For many people, daydreams are the most grandiose source of faux reality they’ll ever experience. In The Secret Life of Walter Mitty, starring and directed by Ben Stiller, Walter has garnered considerable expertise in the art of Neptunian, zoned-out escapism which allows him to live an imagined life of derring-do in a universe of his own making. The adage go big or go home applies here. Our Walter (Stiller) is a master of conceiving whopper fantasies and, ultimately, he’ll indeed have to leave home – in the physical sense – to effect the biggest real-life-fantasy dream of his life.

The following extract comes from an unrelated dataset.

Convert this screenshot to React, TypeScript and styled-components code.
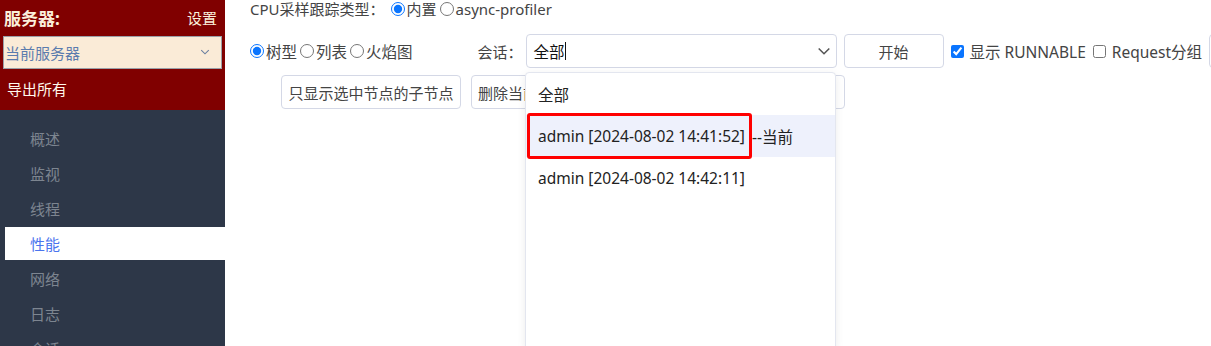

Walter works in the photography department at Life magazine which has decided to go digital-only and is now planning its final print issue. For this last cover, Life plans to feature a single photograph by iconic, elusive, and downright mysterious photo-journalist Sean O’Connell (Sean Penn). However, the negative for that prized image is nowhere to be found, which fuels the ire of hotshot manager (Adam Scott) who’s been brought in to oversee the transition. This specific employment-related bridge – the leap from one format to another – is a nice nod to Walter’s endless back-and-forth maneuvering from his Saturnine life of responsible drudgery to his imaginings into which he’d clearly like to add work colleague Cheryl (Kristen Wiig).
Walter has proverbially saved the day thousands of times in his dream world, whose self-generated scenarios he can control. However, it soon becomes clear that Walter is the only person who has a chance of locating Sean to find out where that negative is, so that the magazine can meet its deadline. Suddenly, the stakes become astronomically higher as the terrified Walter attempts to get out of his local comfort zone to venture into parts of planet Earth – Greenland, Iceland, the Himalayas – he’s never set foot on.
With a push from Jupiter, whose expansiveness over water, land and mountains becomes an educational and philosophical planetary mentor, Walter is on the move and gloriously embraces the fate he’s willing chosen. The twist here is that his real-life escapades rival anything we’ve seen as part of his fantasy digressions. And, through his newly found exhilaration, Walter manages to preserve his inherent goodness and modesty. He simply becomes more of the person he never knew he was (except, perhaps, to his supportive mother, played by Shirley MacLaine).
Although daydreaming and affirmations don’t necessarily alter one’s kismet, viewers living vicariously through Walter’s makeover, which starts with nothing more than his stepping into a helicopter, can expect a feel-good, inspirational, and cinematically gorgeous wake-up jolt.